6. It is especially well argued by S. Bartsch, Actors in the Audience (Cambridge, MA 1994) 110-19, though G.’s more positive reading is much more subtle than Roland Mayer’s in his otherwise exemplary edition of the Dialogus (Cambridge 2001) 46-7 and commentary ad loc. Cf. the realism of M. Winterbottom, “Returning to Tacitus’ Dialogus,” in The Orator in Action and Theory in Greece and Rome, C. W. Wooten, ed. Mnemonsyne Supp. 225 (Leiden 2001) 137-55, esp. 153-4. For G.’s full reading of Brutus, see Eranos 98 (2000) 39-64.

7. J. E. Young, The Texture of Memory. Holocaust Memorials and Meaning (New Haven 1993) 5. I owe the reference to G.

8. Cf. Plin. Nat. 35.10 on the effect of Pollio’s library: “ingenia hominum rem publicam fecit.” I do not doubt the coyness of the passage, but a place must be preserved in criticism for literal meanings.
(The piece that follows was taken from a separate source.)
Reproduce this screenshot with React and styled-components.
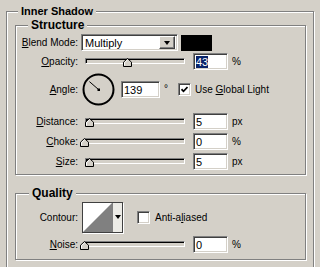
import React from 'react';
import styled, { createGlobalStyle, css } from 'styled-components';

const GlobalStyle = createGlobalStyle`
  body {
    margin: 0;
    background: #d4d0c8;
    color: #000;
    font-family: "Liberation Sans", Arial, sans-serif;
    overflow: hidden;
  }
`;

const sunken = css`
  box-sizing: border-box;
  border: 1px solid;
  border-color: #808080 #fff #fff #808080;
  box-shadow: inset 1px 1px 0 #404040, inset -1px -1px 0 #d4d0c8;
`;

const Page = styled.div`
  width: 320px;
  height: 267px;
  box-sizing: border-box;
  padding: 5px 0 0 6px;
  overflow: hidden;
`;

const Group = styled.fieldset`
  box-sizing: border-box;
  width: ${p => p.$width}px;
  height: ${p => (p.$height ? `${p.$height}px` : 'auto')};
  min-width: 0;
  margin: ${p => p.$top || 0}px 0 0;
  padding: ${p => p.$pad};
  border: 1px solid #808080;
  box-shadow: inset 1px 1px 0 #fff, 1px 1px 0 #fff;
  display: flex;
  flex-direction: column;
`;

const Legend = styled.legend`
  margin-left: ${p => p.$indent}px;
  padding: 0 3px;
  font-size: ${p => p.$size}px;
  line-height: ${p => p.$line}px;
  font-weight: bold;
  background: #d4d0c8;
`;

const Row = styled.div`
  display: flex;
  align-items: center;
  height: ${p => p.$h || 16}px;
  margin-top: ${p => p.$mt || 0}px;
`;

const Label = styled.span`
  flex: none;
  width: 62px;
  margin-right: ${p => p.$gap ?? 3}px;
  text-align: right;
  font-size: 10px;
  white-space: nowrap;
`;

const Text = styled.span`
  font-size: 10px;
  white-space: nowrap;
  margin-left: ${p => p.$ml || 0}px;
  align-self: ${p => (p.$top ? 'flex-start' : 'center')};
  margin-top: ${p => (p.$top ? 10 : 0)}px;
`;

const Key = styled.u`
  text-decoration: underline;
`;

const Select = styled.div`
  ${sunken};
  width: 97px;
  height: 17px;
  background: #fff;
  display: flex;
  align-items: center;
  justify-content: space-between;
  padding: 0 2px 0 3px;
  font-size: 11px;
`;

const ArrowButton = styled.span`
  box-sizing: border-box;
  width: 16px;
  height: 13px;
  border: 1px solid;
  border-color: #fff #404040 #404040 #fff;
  box-shadow: inset -1px -1px 0 #808080;
  background: #d4d0c8;
  display: flex;
  align-items: center;
  justify-content: center;
`;

const Arrow = styled.span`
  width: 0;
  height: 0;
  border-left: 3px solid transparent;
  border-right: 3px solid transparent;
  border-top: 4px solid #000;
`;

const Swatch = styled.div`
  width: 31px;
  height: 16px;
  margin-left: 3px;
  background: #000;
`;

const Slider = styled.div`
  position: relative;
  flex: none;
  width: 107px;
  height: 16px;
  box-sizing: border-box;
  padding-top: 5px;
`;

const Track = styled.div`
  box-sizing: border-box;
  height: 6px;
  margin: 0 3px 0 4px;
  border: 1px solid;
  border-color: #808080 #fff #fff #808080;
  box-shadow: inset 1px 1px 0 #000;
  background: #d4d0c8;
`;

const Thumb = styled.svg`
  position: absolute;
  top: 5px;
  display: block;
`;

const NumBox = styled.div`
  ${sunken};
  flex: none;
  width: ${p => p.$w || 35}px;
  height: 17px;
  margin-left: ${p => p.$ml || 0}px;
  background: #fff;
  font-size: 11px;
  line-height: 13px;
  padding: 2px 0 0 2px;
`;

const Selected = styled.span`
  background: #0a246a;
  color: #fff;
`;

const Unit = styled.span`
  margin-left: 4px;
  font-size: 10px;
`;

const Dial = styled.svg`
  display: block;
  flex: none;
  margin-left: 1px;
`;

const Check = styled.span`
  ${sunken};
  flex: none;
  width: 13px;
  height: 13px;
  margin-left: ${p => p.$ml || 0}px;
  background: #fff;
  display: flex;
  align-items: center;
  justify-content: center;
`;

const ContourBox = styled.div`
  box-sizing: border-box;
  display: flex;
  flex: none;
  width: 41px;
  height: 31px;
  margin-left: 1px;
  border: 1px solid #404040;
  box-shadow: 1px 1px 0 #fff;
  background: #fff;
`;

const ContourArrow = styled.div`
  flex: 1;
  display: flex;
  justify-content: center;
  padding-top: 12px;
  border-left: 1px solid #808080;
  background: #ecebe6;
`;

const SliderControl = ({ value }) => (
  <Slider>
    <Track />
    <Thumb width="9" height="9" viewBox="0 0 9 9" style={{ left: value * 1.01 - 1.5 }}>
      <path d="M0.5 8.5V4.2L4.5 0.5L8.5 4.2V8.5Z" fill="#d4d0c8" stroke="#000" />
      <path d="M1.5 7.5V4.6L4.5 1.9" fill="none" stroke="#fff" />
    </Thumb>
  </Slider>
);

const SliderRow = ({ label, value, text, unit, mt }) => (
  <Row $mt={mt}>
    <Label>{label}</Label>
    <SliderControl value={value} />
    <NumBox $ml={5}>{text}</NumBox>
    <Unit>{unit}</Unit>
  </Row>
);

const CheckMark = () => (
  <svg width="7" height="7" viewBox="0 0 7 7">
    <path d="M0.5 3.2L2.5 5.3L6.5 1" fill="none" stroke="#000" strokeWidth="1.7" />
  </svg>
);

const App = () => {
  const angle = (139 * Math.PI) / 180;
  const ex = 16.5 + Math.cos(angle) * 12;
  const ey = 16.5 - Math.sin(angle) * 12;

  return (
    <Page>
      <GlobalStyle />
      <Group $width={308} $height={290} $pad="0 0 0 8px">
        <Legend $indent={3} $size={11} $line={13}>Inner Shadow</Legend>

        <Group $width={291} $pad="1px 0 5px 0">
          <Legend $indent={12} $size={12} $line={15}>Structure</Legend>
          <Row $h={17}>
            <Label><Key>B</Key>lend Mode:</Label>
            <Select>
              Multiply
              <ArrowButton><Arrow /></ArrowButton>
            </Select>
            <Swatch />
          </Row>
          <Row $mt={2}>
            <Label><Key>O</Key>pacity:</Label>
            <SliderControl value={43} />
            <NumBox $ml={5}><Selected>43</Selected></NumBox>
            <Unit>%</Unit>
          </Row>
          <Row $h={33} $mt={4}>
            <Label><Key>A</Key>ngle:</Label>
            <Dial width="33" height="33" viewBox="0 0 33 33">
              <circle cx="16.5" cy="16.5" r="15" fill="none" stroke="#000" strokeWidth="2" />
              <line x1="16.5" y1="16.5" x2={ex} y2={ey} stroke="#000" strokeWidth="1" />
              <rect x="15.5" y="15.5" width="2.5" height="2.5" fill="#000" />
            </Dial>
            <NumBox $w={39} $ml={6}>139</NumBox>
            <Text $ml={4} $top>°</Text>
            <Check $ml={10}><CheckMark /></Check>
            <Text $ml={4}>Use <Key>G</Key>lobal Light</Text>
          </Row>
          <SliderRow mt={7} label={<><Key>D</Key>istance:</>} value={5} text="5" unit="px" />
          <SliderRow mt={4} label={<><Key>C</Key>hoke:</>} value={0} text="0" unit="%" />
          <SliderRow mt={4} label={<><Key>S</Key>ize:</>} value={5} text="5" unit="px" />
        </Group>

        <Group $width={291} $top={11} $pad="1px 0 7px 0">
          <Legend $indent={13} $size={12} $line={15}>Quality</Legend>
          <Row $h={31}>
            <Label>Contour:</Label>
            <ContourBox>
              <svg width="29" height="29" viewBox="0 0 29 29">
                <polygon points="0,29 29,0 29,29" fill="#808080" />
              </svg>
              <ContourArrow><Arrow /></ContourArrow>
            </ContourBox>
            <Check $ml={14} />
            <Text $ml={5}>Anti-a<Key>l</Key>iased</Text>
          </Row>
          <SliderRow mt={3} label={<><Key>N</Key>oise:</>} value={0} text="0" unit="%" />
        </Group>
      </Group>
    </Page>
  );
};

export default App;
This is especially important when dealing with Augustus, a well schooled and astute reader of poetry. For more on this particular problem, see P. Davis, “‘Since My Part Has Been Well Played:’ Conflicting Evaluations of Augustus,” Ramus 1999 (28) 1-15, esp. 11-13.

9. I used “Flavian” Juvenal in Constructing Literature in the Roman Republic (Cambridge 2005) 209-11 to illustrate the capriciousness of periodization, but was not sure whether anyone actually made that particular mistake. Seeing it now in as good a book as this one only confirms how serious the problem is for literary history. G.’s specific point here about the relationship of Dialogus to Brutus is unaffected.